Macron's brand of trans-partisan centrism can be instantly recognized as a kind of vague Davos Man pro-business technocratism. Whatever you think of this on the merits, it's perhaps the most boring ideology in the world, and is about as old as Macron himself. And Macron's agenda reflects this: a little deregulation, but not too much; cut a little government spending here, spend a little more there. Macron's biggest idea when it comes to education? Smaller class sizes! Groundbreaking.
While Macron claims to want to appoint new faces to government, and probably will to some extent, his key advisers and the men he has picked to shape his policies have been in the halls of power for decades. His chief economic adviser, Jean Pisani-Ferry, has been economic adviser to pretty much every center-left government for 20 years. Jacques Attali, another Macron mentor, is an interesting figure as an intellectual, but his policy ideas are as boring as watching paint dry. Another key backer is Alain Minc, a bureaucrat-turned-investment-banker, whose chief contribution to the life of ideas was inventing the phrase "the circle of reason" to describe people with "responsible" views (aka views that reflect his own).

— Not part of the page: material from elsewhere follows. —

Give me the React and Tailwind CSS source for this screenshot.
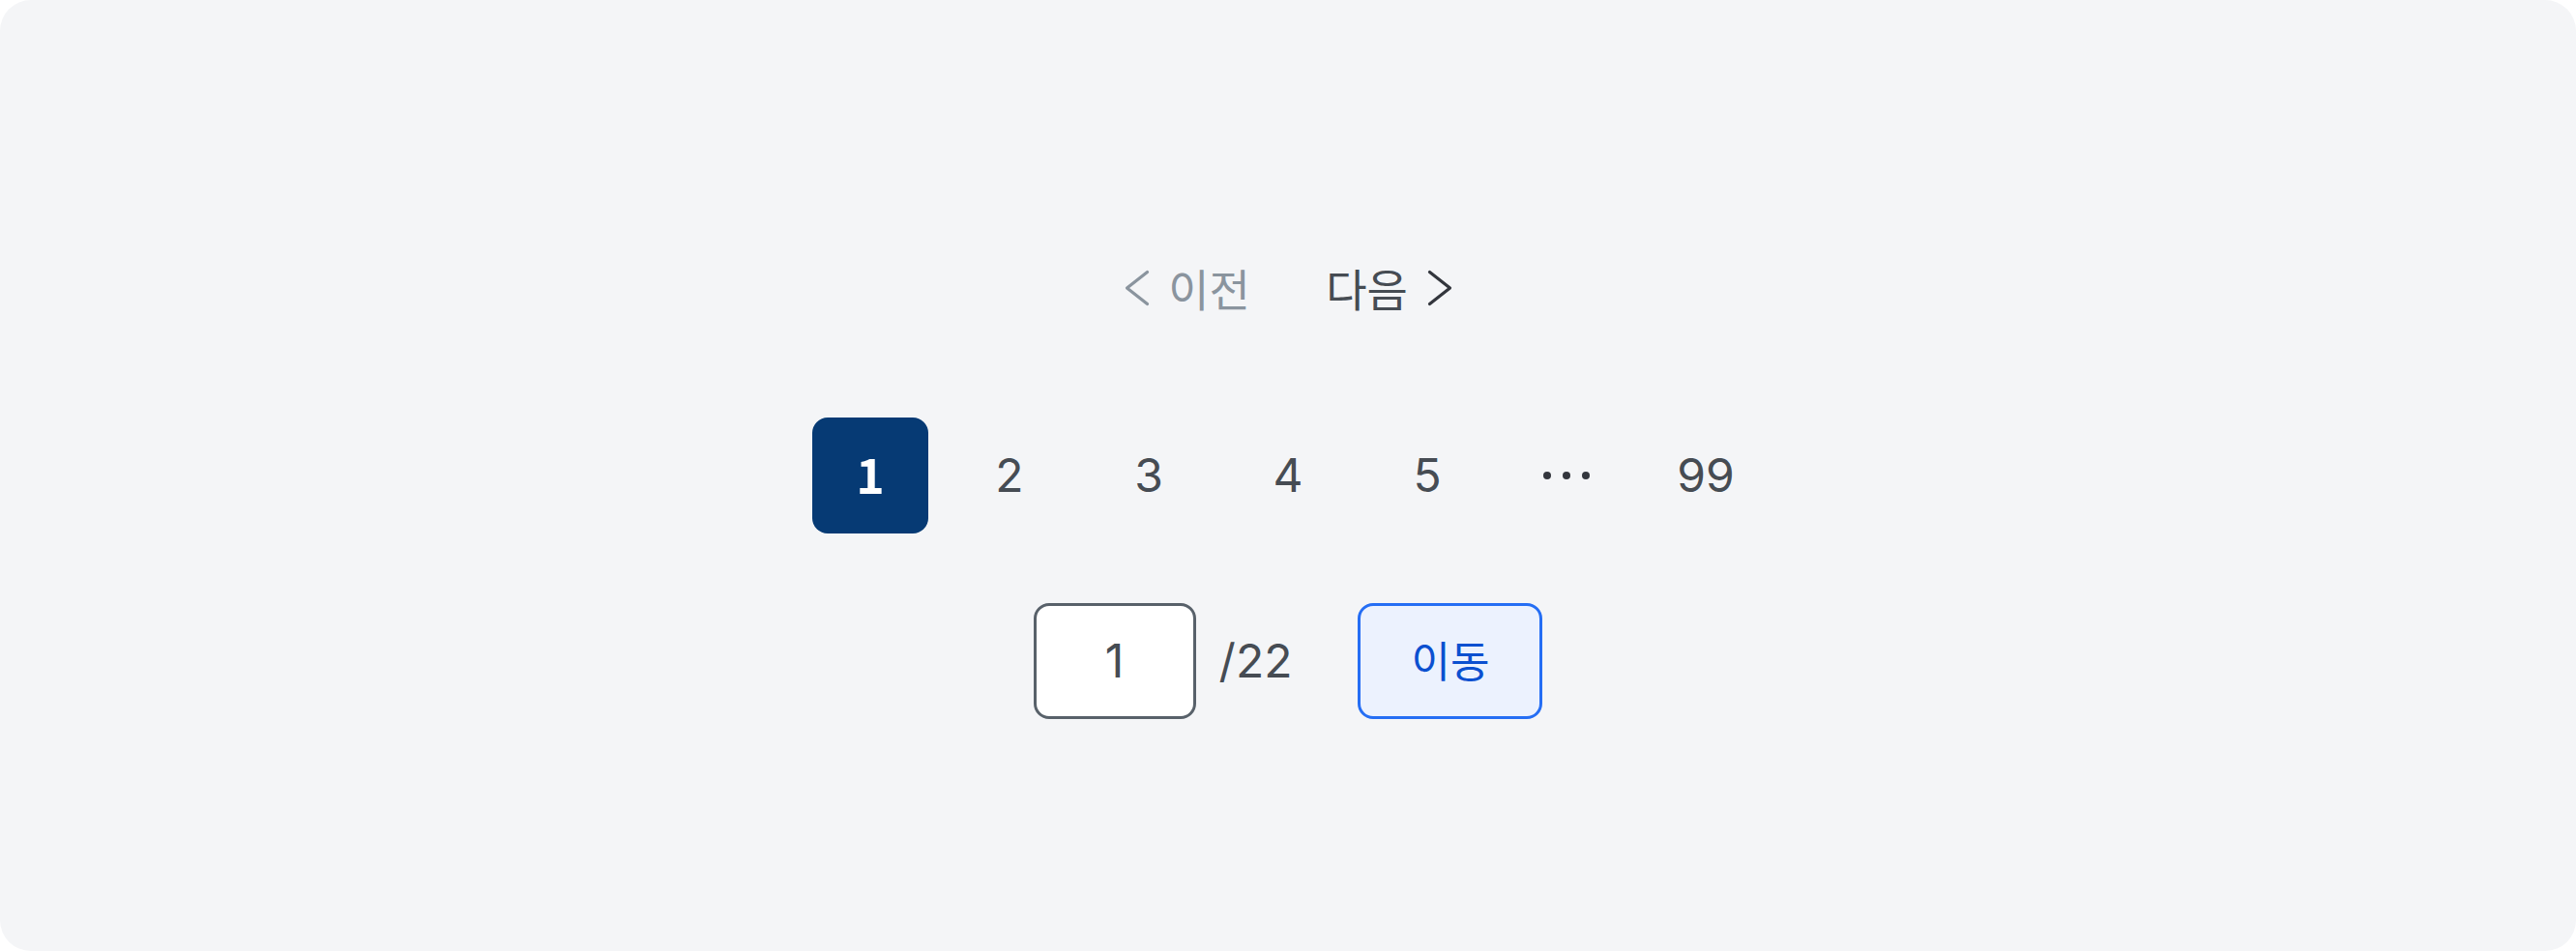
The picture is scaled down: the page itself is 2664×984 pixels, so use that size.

Macron's blandness is all the more impressive considering that world politics these days are actually really interesting. The euro and the European Union are in disarray. As Michael Brendan Dougherty noted, Brexit represents an opportunity for the U.K. to essentially rewrite a lot of its rulebook. The tensions wrought by globalization and technological change call desperately for fresh thinking and seem to make the impossible possible. And yet, despite all this new energy and new possibility, Macron's interviews and speeches could come straight from the early 1990s.
Elections can be overheated affairs. Macron is an intelligent and responsible man with intelligent and responsible ideas, and France could do a lot worse as president. I do not hate him. I only slightly dislike him. But I can't help it: He hasn't even been sworn in yet, and he already utterly bores me.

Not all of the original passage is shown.